Cereal Chem 72:88-93 |
VIEW ARTICLE
Effects of Storage and Heat Processing on the Content and Composition of Free Fatty Acids in Oats.
E. L. Molteberg, G. Vogt, A. Nilsson, and W. Frolich. Copyright 1995 by the American Association of Cereal Chemists, Inc.
The effects of storage and heat processing on the content and composition of free fatty acids (FFA) in oats (Avena sativa L.) have been studied. Samples of three cultivars (Kapp, Mustang, and Svea) were stored at 30, 55, and 80% rh for 3.5 and 15.5 months before heat processing of hulled and dehulled grains. Results from gas chromatographic analysis of individual FFA were closely correlated (r = 0.962) with measurements of acidity by titration of ethanol extracts. No significant differences in acidity were detected among the cultivars studied. After 3.5 months, the FFA content in the cultivar Kapp was 3.5 and 6.6 mg/g of dry matter when stored at 30 and 80% rh, respectively. After 15.5 months, FFA content increased to 5.4 and 11.3 mg/g of dry matter when stored at 30 and 80% rh, respectively. Measurement of acidity by titration was less specific and resulted in smaller relative differences. During processing, the FFA content and fat acidity was reduced by an average of 50%. This reduction in FFA is probably due to complexing of fatty acids, while the relative reduction in linolenic acid during storage and processing is related to an increasing content of volatile oxidation products, of which hexanal is an indicator.
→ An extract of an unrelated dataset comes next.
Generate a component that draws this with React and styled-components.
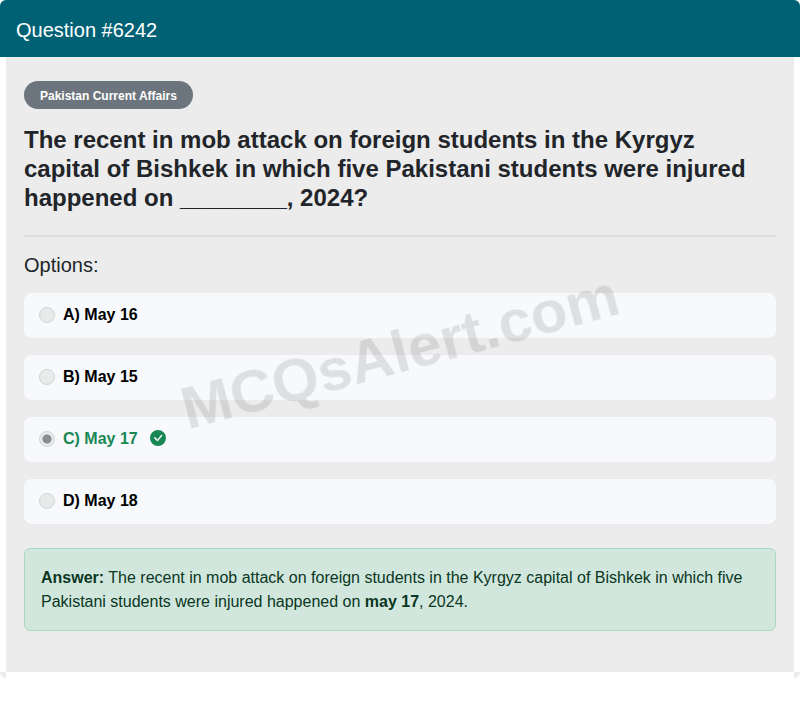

The total lipid content of oats did not change significantly during processing. After 15.5 months of storage, the lipid content was lower at 80% rh than at 30% rh; the content of ether-extractable lipids was 0.77 percentage points lower, while the content of total fatty acids was 0.43 percentage points lower. No such differences were detected by ether extraction after acid hydrolysis.